What if my waves frizz when I try to wear my hair down?
Use less product near the temples and more moisture through the ends. A light cream plus a diffuser usually helps, but if the frizz is still happening, the cut may be too blunt or too short at the cheekbone line.
How do I keep a short style from making my face look fuller?
Keep the crown lifted and the sides tapered. A pixie-bob or bixie works much better than a wide, fluffy crop. A little length on top changes the face shape more than people expect.
Do these styles work with glasses?
Yes, especially styles with side parts, tucked sides, or pieces that start below the cheekbone. Glasses already add a strong horizontal line, so the hair should either go above that line or drop below it cleanly.
What should I avoid if I wear my hair up a lot?
Avoid styles that are tight at the temples and flat at the crown. A low twist, a loose top knot, or a clipped-up shape with tendrils usually flatters a round face more than a slick, severe pullback.

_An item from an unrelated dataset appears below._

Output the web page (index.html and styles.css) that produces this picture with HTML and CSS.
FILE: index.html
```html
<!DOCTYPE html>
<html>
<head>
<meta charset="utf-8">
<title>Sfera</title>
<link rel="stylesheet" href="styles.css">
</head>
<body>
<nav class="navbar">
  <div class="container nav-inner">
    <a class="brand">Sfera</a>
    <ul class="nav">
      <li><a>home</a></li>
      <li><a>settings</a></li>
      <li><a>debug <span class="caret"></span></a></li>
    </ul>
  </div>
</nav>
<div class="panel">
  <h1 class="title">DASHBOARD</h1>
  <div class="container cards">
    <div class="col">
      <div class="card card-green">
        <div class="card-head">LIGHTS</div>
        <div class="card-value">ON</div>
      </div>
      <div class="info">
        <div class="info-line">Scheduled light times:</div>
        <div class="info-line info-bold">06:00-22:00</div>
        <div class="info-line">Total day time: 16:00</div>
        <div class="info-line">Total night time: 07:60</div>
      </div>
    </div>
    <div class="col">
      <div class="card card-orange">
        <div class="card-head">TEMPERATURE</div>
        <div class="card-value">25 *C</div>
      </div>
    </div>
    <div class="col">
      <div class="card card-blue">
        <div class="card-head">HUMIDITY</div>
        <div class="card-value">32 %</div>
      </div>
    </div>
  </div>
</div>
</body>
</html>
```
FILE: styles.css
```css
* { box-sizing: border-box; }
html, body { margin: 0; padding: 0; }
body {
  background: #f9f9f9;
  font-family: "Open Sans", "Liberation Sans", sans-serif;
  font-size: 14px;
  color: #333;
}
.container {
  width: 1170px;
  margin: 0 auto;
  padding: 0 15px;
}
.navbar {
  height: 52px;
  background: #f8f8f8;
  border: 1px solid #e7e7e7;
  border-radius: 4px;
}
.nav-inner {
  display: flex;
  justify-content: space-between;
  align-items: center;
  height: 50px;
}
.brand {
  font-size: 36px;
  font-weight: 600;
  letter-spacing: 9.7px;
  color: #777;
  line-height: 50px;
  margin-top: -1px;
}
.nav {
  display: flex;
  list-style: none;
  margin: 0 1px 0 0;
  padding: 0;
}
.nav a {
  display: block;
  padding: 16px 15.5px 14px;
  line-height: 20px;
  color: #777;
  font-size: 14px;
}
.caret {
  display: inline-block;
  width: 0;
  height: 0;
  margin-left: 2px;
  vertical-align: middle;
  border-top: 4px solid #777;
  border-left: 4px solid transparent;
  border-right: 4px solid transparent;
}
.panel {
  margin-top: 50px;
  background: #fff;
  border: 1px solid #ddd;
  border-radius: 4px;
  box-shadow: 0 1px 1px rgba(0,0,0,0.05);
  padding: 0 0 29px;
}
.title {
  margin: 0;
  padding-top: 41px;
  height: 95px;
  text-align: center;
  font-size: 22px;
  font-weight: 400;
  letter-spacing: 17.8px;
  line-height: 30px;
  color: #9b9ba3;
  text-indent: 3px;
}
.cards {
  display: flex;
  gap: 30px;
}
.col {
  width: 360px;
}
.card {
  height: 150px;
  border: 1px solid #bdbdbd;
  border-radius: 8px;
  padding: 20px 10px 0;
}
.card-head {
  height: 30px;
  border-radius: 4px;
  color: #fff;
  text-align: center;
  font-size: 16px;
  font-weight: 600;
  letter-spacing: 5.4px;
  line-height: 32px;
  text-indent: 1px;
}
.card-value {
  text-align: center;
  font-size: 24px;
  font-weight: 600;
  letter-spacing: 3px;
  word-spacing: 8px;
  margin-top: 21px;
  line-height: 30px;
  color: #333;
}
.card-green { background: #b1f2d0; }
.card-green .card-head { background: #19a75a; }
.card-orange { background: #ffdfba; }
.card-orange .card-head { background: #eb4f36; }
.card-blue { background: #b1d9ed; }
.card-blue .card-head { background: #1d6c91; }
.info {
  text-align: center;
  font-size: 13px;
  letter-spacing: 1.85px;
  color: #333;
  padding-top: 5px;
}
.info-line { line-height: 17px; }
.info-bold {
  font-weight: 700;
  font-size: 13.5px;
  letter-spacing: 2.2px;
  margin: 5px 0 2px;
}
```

The Shapes That Keep Their Edge
The best hairstyles for round faces and wavy hair do a simple thing well: they keep the face open, give the waves a clear path, and put width where it helps instead of where it hurts. That can mean a long lob, a shag with curtain bangs, or a clipped-up twist with a few soft pieces left out. It does not have to be complicated. It just has to be placed with some care.
If you remember one thing, make it this: the widest point of the hair should not sit on top of the widest point of the face. Once you get that right, almost everything else gets easier. The cut looks smarter. The waves behave. The whole shape starts to feel like it belongs to you.